Solid Energy chairman Andy Coupe talks resignation over Pike River re-entry
Andy Coupe, chairman of failed state-owned coal miner Solid Energy, said at a fiery select committee meeting this morning he would consider resigning if the government orders the company to re-enter the Pike River coal mine.
Solid Energy's annual financial review at Parliament's commerce committee was dominated by questions about its decision to seal the mine, which has been closed since a gas explosion in 2010 killed 29 workers. The company's chairman appeared immediately after Fiona Kidman, who presented a petition asking the mine not be sealed. Family members and supporters packed the public gallery for both hearings. Prime Minister Bill English said yesterday sealing of the mine would be halted after he met with the families.
NZ First leader Winston Peters repeatedly criticised the committee's chairwoman Melissa Lee for her allocation of questions – at one point saying she was chairing the meeting like a fascist – and clashed with Mr Coupe, interjecting during his initial presentation and when the chairman was answering questions.
Mr Peters, who in December pledged to be first to re-enter the mine, quizzed Coupe over the possibility of unmanned entry to the drift, and criticised Mr Coupe for not knowing the details of his coverage and premiums for his director's insurance.
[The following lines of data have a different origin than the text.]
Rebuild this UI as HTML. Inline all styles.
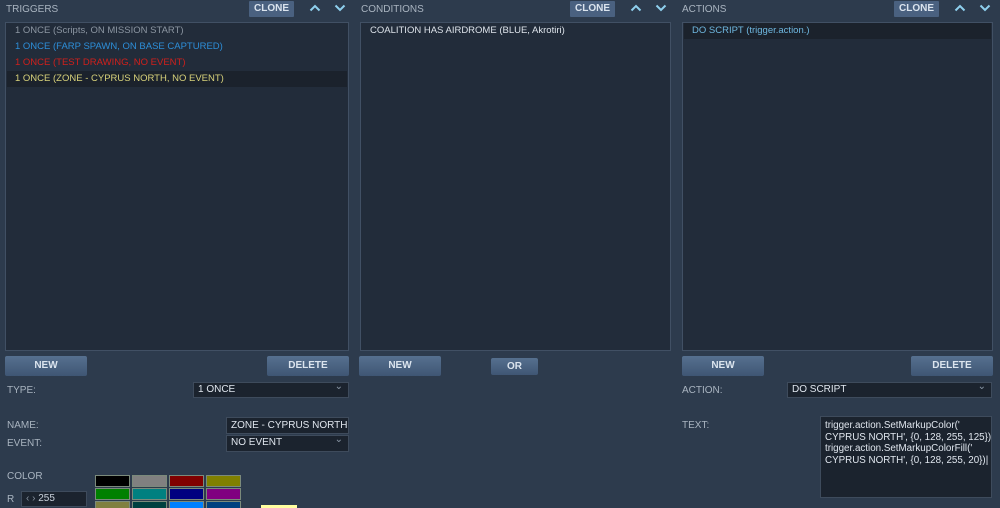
<!DOCTYPE html><html><head><style>
html,body{margin:0;height:508px;overflow:hidden}
body{width:1000px;background:#2d3b4d;font-family:"Liberation Sans",sans-serif;font-size:9.5px;color:#c8d0da;position:relative}
.a{position:absolute}
.hdr{color:#a9b4c0;font-size:10px}
.list{background:#222c3a;border:1px solid #415064;box-sizing:border-box}
.btn{position:absolute;background:linear-gradient(#56708f,#3f5674);color:#dbe4ee;font-weight:bold;font-size:10px;text-align:center;border-radius:2px;box-sizing:border-box}
.clone{position:absolute;background:#4a6180;color:#dbe4ee;font-weight:bold;font-size:10px;text-align:center;top:1px;height:16px;line-height:16px;border-radius:1px;width:45px}
.arr{position:absolute;top:3px}
.row{position:absolute;left:1px;right:1px;height:16px;line-height:16px;padding-left:8px}
.sel{background:#1b232e;border:1px solid #3e4b5c;box-sizing:border-box;padding-left:4px;color:#e0e6ee;font-size:10px;position:absolute;line-height:14px}
.dd::after{content:"⌄";position:absolute;right:5px;top:-3px;color:#8a97a6}
.sw{position:absolute;width:35px;height:12px;border:1px solid #7b8a7b;box-sizing:border-box}
</style></head><body>
<svg width="0" height="0" style="position:absolute"><defs>
<symbol id="up" viewBox="0 0 12 10"><path d="M1.5 7.5 L6 3 L10.5 7.5" fill="none" stroke="#8fd0ee" stroke-width="2"/></symbol>
<symbol id="dn" viewBox="0 0 12 10"><path d="M1.5 2.5 L6 7 L10.5 2.5" fill="none" stroke="#8fd0ee" stroke-width="2"/></symbol>
</defs></svg>
<div class="a hdr" style="left:6px;top:4px">TRIGGERS</div>
<div class="clone" style="left:249px">CLONE</div>
<svg class="arr" style="left:309px" width="12" height="10"><use href="#up"/></svg><svg class="arr" style="left:334px" width="12" height="10"><use href="#dn"/></svg>
<div class="a list" style="left:5px;top:22px;width:344px;height:329px">
<div class="row" style="top:0;color:#8c96a2">1 ONCE (Scripts, ON MISSION START)</div>
<div class="row" style="top:16px;color:#2d8ed8">1 ONCE (FARP SPAWN, ON BASE CAPTURED)</div>
<div class="row" style="top:32px;color:#d0201c">1 ONCE (TEST DRAWING, NO EVENT)</div>
<div class="row" style="top:48px;color:#d8d27a;background:#1b222c">1 ONCE (ZONE - CYPRUS NORTH, NO EVENT)</div>
</div>
<div class="a hdr" style="left:361px;top:4px">CONDITIONS</div>
<div class="clone" style="left:570px">CLONE</div>
<svg class="arr" style="left:630px" width="12" height="10"><use href="#up"/></svg><svg class="arr" style="left:655px" width="12" height="10"><use href="#dn"/></svg>
<div class="a list" style="left:360px;top:22px;width:311px;height:329px">
<div class="row" style="top:0;color:#dde3ea">COALITION HAS AIRDROME (BLUE, Akrotiri)</div></div>
<div class="a hdr" style="left:682px;top:4px">ACTIONS</div>
<div class="clone" style="left:894px">CLONE</div>
<svg class="arr" style="left:954px" width="12" height="10"><use href="#up"/></svg><svg class="arr" style="left:979px" width="12" height="10"><use href="#dn"/></svg>
<div class="a list" style="left:682px;top:22px;width:311px;height:329px">
<div class="row" style="top:0;color:#6fb8e0;background:#1b222c">DO SCRIPT (trigger.action.)</div></div>
<div class="btn" style="left:5px;top:356px;width:82px;height:20px;line-height:20px">NEW</div>
<div class="btn" style="left:267px;top:356px;width:82px;height:20px;line-height:20px">DELETE</div>
<div class="btn" style="left:359px;top:356px;width:82px;height:20px;line-height:20px">NEW</div>
<div class="btn" style="left:491px;top:358px;width:47px;height:17px;line-height:17px">OR</div>
<div class="btn" style="left:682px;top:356px;width:82px;height:20px;line-height:20px">NEW</div>
<div class="btn" style="left:911px;top:356px;width:82px;height:20px;line-height:20px">DELETE</div>
<div class="a hdr" style="left:7px;top:385px">TYPE:</div>
<div class="sel dd" style="left:193px;top:382px;width:156px;height:16px">1 ONCE</div>
<div class="a hdr" style="left:7px;top:420px">NAME:</div>
<div class="sel" style="left:226px;top:417px;width:123px;height:17px;line-height:16px">ZONE - CYPRUS NORTH</div>
<div class="a hdr" style="left:7px;top:438px">EVENT:</div>
<div class="sel dd" style="left:226px;top:435px;width:123px;height:17px">NO EVENT</div>
<div class="a hdr" style="left:7px;top:471px">COLOR</div>
<div class="a hdr" style="left:7px;top:494px">R</div>
<div class="sel" style="left:21px;top:491px;width:66px;height:16px;color:#c8d0da"><span style="color:#8893a0">‹ ›</span> 255</div>
<div class="sw" style="left:95px;top:475px;background:#000"></div>
<div class="sw" style="left:132px;top:475px;background:#808080"></div>
<div class="sw" style="left:169px;top:475px;background:#800000"></div>
<div class="sw" style="left:206px;top:475px;background:#808000"></div>
<div class="sw" style="left:95px;top:488px;background:#008000"></div>
<div class="sw" style="left:132px;top:488px;background:#008080"></div>
<div class="sw" style="left:169px;top:488px;background:#000080"></div>
<div class="sw" style="left:206px;top:488px;background:#800080"></div>
<div class="sw" style="left:95px;top:501px;background:#808040"></div>
<div class="sw" style="left:132px;top:501px;background:#004040"></div>
<div class="sw" style="left:169px;top:501px;background:#0080ff"></div>
<div class="sw" style="left:206px;top:501px;background:#004080"></div>
<div class="a" style="left:261px;top:505px;width:36px;height:3px;background:#ffffa0"></div>
<div class="a hdr" style="left:682px;top:385px">ACTION:</div>
<div class="sel dd" style="left:787px;top:382px;width:205px;height:16px">DO SCRIPT</div>
<div class="a hdr" style="left:682px;top:420px">TEXT:</div>
<div class="sel" style="left:820px;top:416px;width:172px;height:82px;padding:3px 4px;line-height:11.5px;font-size:9.8px;white-space:pre;overflow:hidden">trigger.action.SetMarkupColor('
CYPRUS NORTH', {0, 128, 255, 125})
trigger.action.SetMarkupColorFill('
CYPRUS NORTH', {0, 128, 255, 20})|</div>
</body></html>
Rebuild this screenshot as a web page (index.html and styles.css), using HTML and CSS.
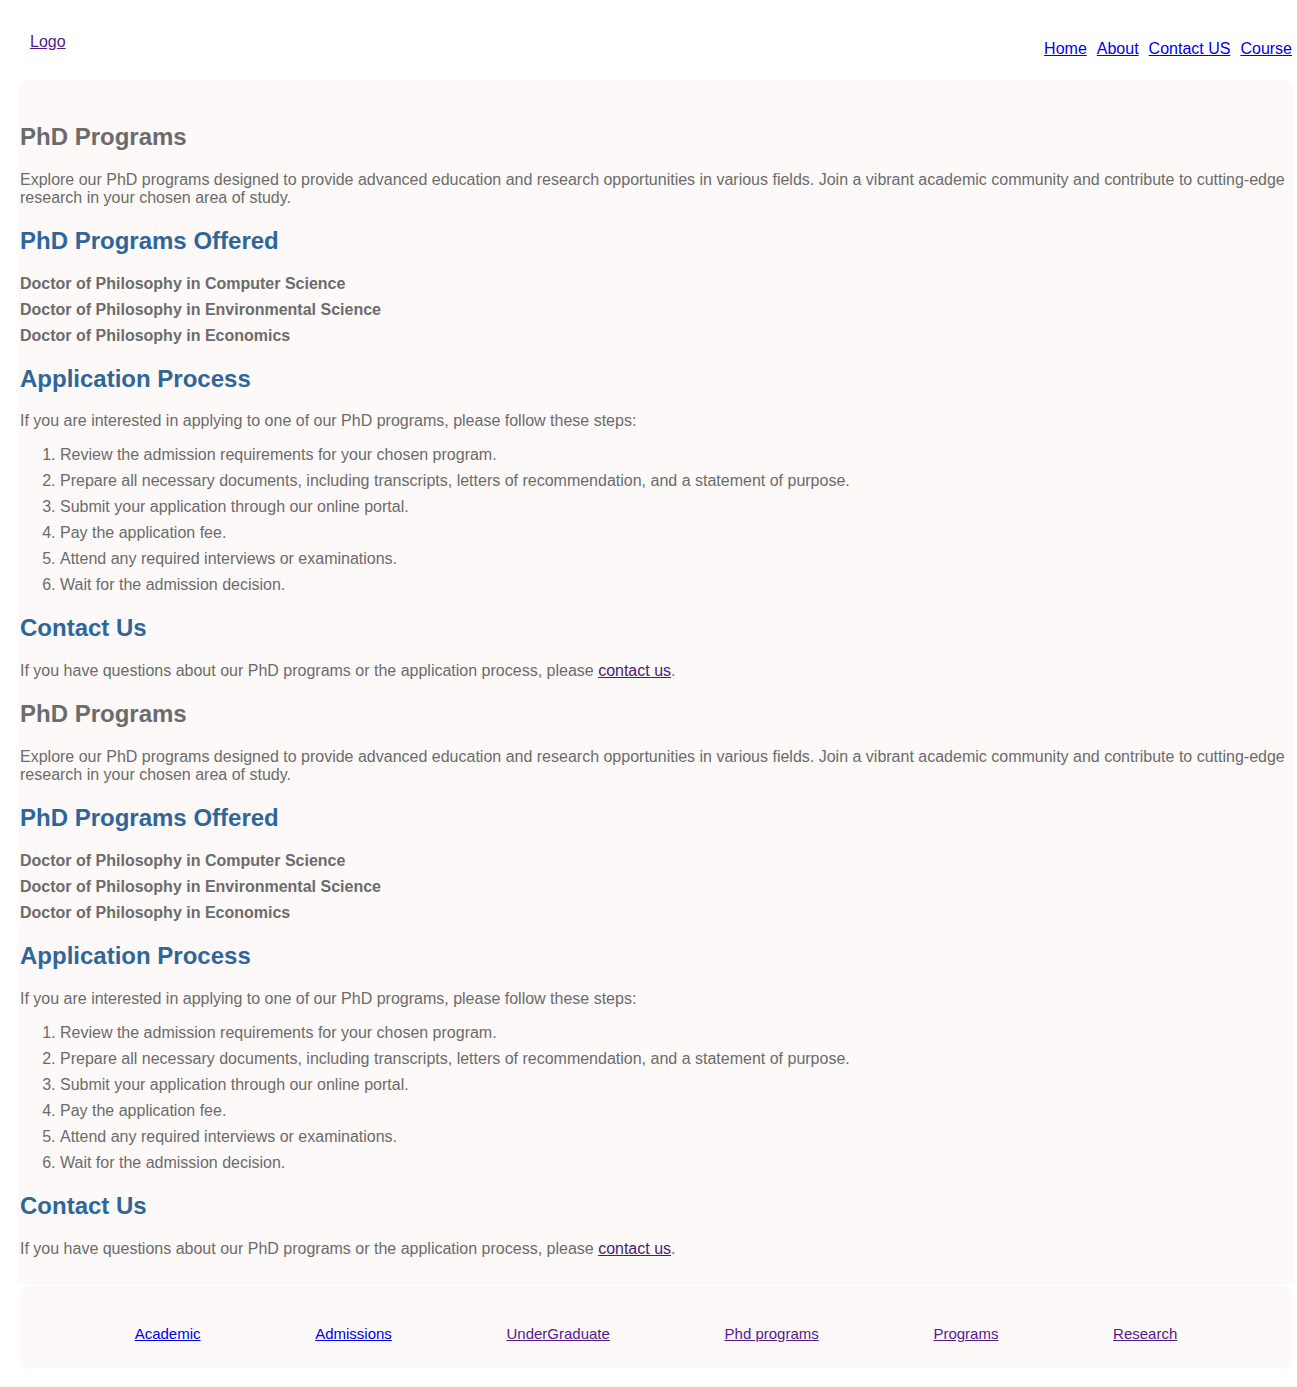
FILE: index.html
```html
<!DOCTYPE html>
<html lang="en">
<head>
<meta charset="utf-8">
<title>PhD Programs</title>
<link rel="stylesheet" href="styles.css">
</head>
<body>
<div class="page">
  <header class="site-header">
    <a href="#" class="logo visited">Logo</a>
    <nav class="top-nav">
      <a href="#">Home</a>
      <a href="#">About</a>
      <a href="#">Contact US</a>
      <a href="#">Course</a>
    </nav>
  </header>

  <main class="card">
    <section class="block">
      <h1>PhD Programs</h1>
      <p>Explore our PhD programs designed to provide advanced education and research opportunities in various fields. Join a vibrant academic community and contribute to cutting-edge research in your chosen area of study.</p>
      <h2>PhD Programs Offered</h2>
      <ul class="programs">
        <li>Doctor of Philosophy in Computer Science</li>
        <li>Doctor of Philosophy in Environmental Science</li>
        <li>Doctor of Philosophy in Economics</li>
      </ul>
      <h2>Application Process</h2>
      <p>If you are interested in applying to one of our PhD programs, please follow these steps:</p>
      <ol class="steps">
        <li>Review the admission requirements for your chosen program.</li>
        <li>Prepare all necessary documents, including transcripts, letters of recommendation, and a statement of purpose.</li>
        <li>Submit your application through our online portal.</li>
        <li>Pay the application fee.</li>
        <li>Attend any required interviews or examinations.</li>
        <li>Wait for the admission decision.</li>
      </ol>
      <h2>Contact Us</h2>
      <p>If you have questions about our PhD programs or the application process, please <a href="#" class="contact-link">contact us</a>.</p>
    </section>
    <section class="block">
      <h1>PhD Programs</h1>
      <p>Explore our PhD programs designed to provide advanced education and research opportunities in various fields. Join a vibrant academic community and contribute to cutting-edge research in your chosen area of study.</p>
      <h2>PhD Programs Offered</h2>
      <ul class="programs">
        <li>Doctor of Philosophy in Computer Science</li>
        <li>Doctor of Philosophy in Environmental Science</li>
        <li>Doctor of Philosophy in Economics</li>
      </ul>
      <h2>Application Process</h2>
      <p>If you are interested in applying to one of our PhD programs, please follow these steps:</p>
      <ol class="steps">
        <li>Review the admission requirements for your chosen program.</li>
        <li>Prepare all necessary documents, including transcripts, letters of recommendation, and a statement of purpose.</li>
        <li>Submit your application through our online portal.</li>
        <li>Pay the application fee.</li>
        <li>Attend any required interviews or examinations.</li>
        <li>Wait for the admission decision.</li>
      </ol>
      <h2>Contact Us</h2>
      <p>If you have questions about our PhD programs or the application process, please <a href="#" class="contact-link">contact us</a>.</p>
    </section>
  </main>

  <footer class="site-footer">
    <a href="#">Academic</a>
    <a href="#">Admissions</a>
    <a href="#" class="visited">UnderGraduate</a>
    <a href="#" class="visited">Phd programs</a>
    <a href="#" class="visited">Programs</a>
    <a href="#" class="visited">Research</a>
  </footer>
</div>
</body>
</html>
```

FILE: styles.css
```css
html, body {
  margin: 0;
  padding: 0;
  background: #ffffff;
}

body {
  font-family: "Liberation Sans", Arial, sans-serif;
  font-size: 16px;
  color: #6b6b6b;
}

a {
  color: #0000ee;
}

a.visited {
  color: #551a8b;
}

.page {
  padding: 0 5px 0 20px;
}

.site-header {
  display: flex;
  justify-content: space-between;
  align-items: flex-start;
  height: 80px;
  box-sizing: border-box;
}

.logo {
  margin-top: 33px;
  margin-left: 10px;
}

.top-nav {
  display: flex;
  gap: 10px;
  margin-top: 40px;
}

.card {
  display: block;
  background: #fdf9f8;
  border-radius: 8px;
  box-shadow: 0 1px 4px rgba(0, 0, 0, 0.06);
  padding: 23px 0 8px 0;
}

.block h1,
.block h2 {
  font-size: 24px;
  font-weight: bold;
  margin: 0.83em 0;
}

.block h1 {
  color: #6b6b6b;
}

.block h2 {
  color: #2f6699;
}

.block p {
  margin: 1em 0;
}

.programs {
  list-style: none;
  padding: 0;
  margin: 1em 0;
  font-weight: bold;
}

.programs li,
.steps li {
  margin-bottom: 8px;
}

.steps {
  padding-left: 40px;
  margin: 1em 0;
}

.contact-link {
  color: #4b1877;
}

.site-footer {
  display: flex;
  justify-content: space-evenly;
  background: #fdf9f8;
  border-radius: 8px;
  box-shadow: 0 1px 4px rgba(0, 0, 0, 0.04);
  margin-top: 4px;
  padding: 39px 0 26px;
  font-size: 15px;
}
```
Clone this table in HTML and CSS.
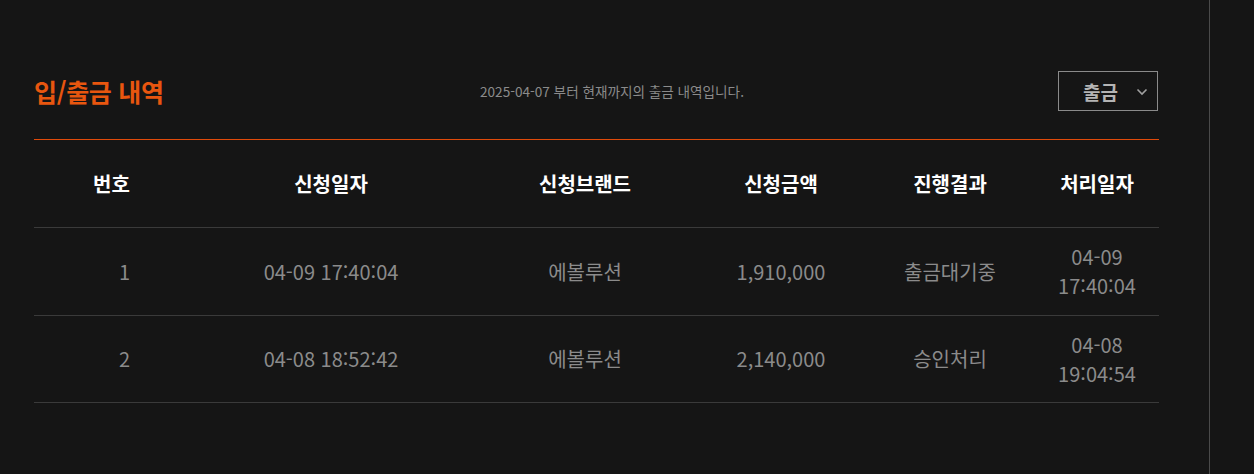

Mr Coupe said it would be a "perverse response" if Parliament changed the law to remove Solid Energy's responsibility for the safety of a re-entry crew, as Mr Peters suggested, and he would resign if that happened as he "would not want to be director of a company that put people at risk". If the government instructed the re-entry of the mine, Mr Coupe said he would have to consider resigning.
Labour leader Andrew Little asked Mr Coupe whether the decision to seal the mine was driven by financial considerations, referencing a report from November 2014 which said the cost of recovery would exceed the budget.
"Safety is the reason we stopped. Notwithstanding that it was failed on safety, there was also reference to technical feasibility and financial credibility because the budget exceeds the amount agreed with the Crown in 2013," Mr Coupe said. "Ultimately, reducing safety to a sufficient degree does come down to money. It would be foolish to say cost would not be a factor. If re-entry was to be pursued at all costs, there would probably be a way it could be done.
"We have no problem being transparent but, to the extent costs are involved, that would be a decision the creditors of Solid Energy would have to approve," Mr Coupe said. "The decision not to re-enter was made six or eight months before we went into voluntary administration, and some three or four months before we went to the government."
The company was placed into voluntary administration in 2015 after concluding it had no realistic prospect of refinancing $239 million of debt facilities due to mature in September 2016. Its downward spiral began in 2013 when slumping global coal costs exposed its commercial error in carrying substantial debt on its balance sheet.
Labour's Damien O'Connor asked whether Solid Energy had been approached by Thiess Mining over its Spring Hill mine, which it plans to close after failing to find a buyer. Tony King, Solid Energy's chief executive, said there had been an approach from a lawyer who claimed to have backing from Thiess but nothing of substance and the company would be open to a buyer if one emerged.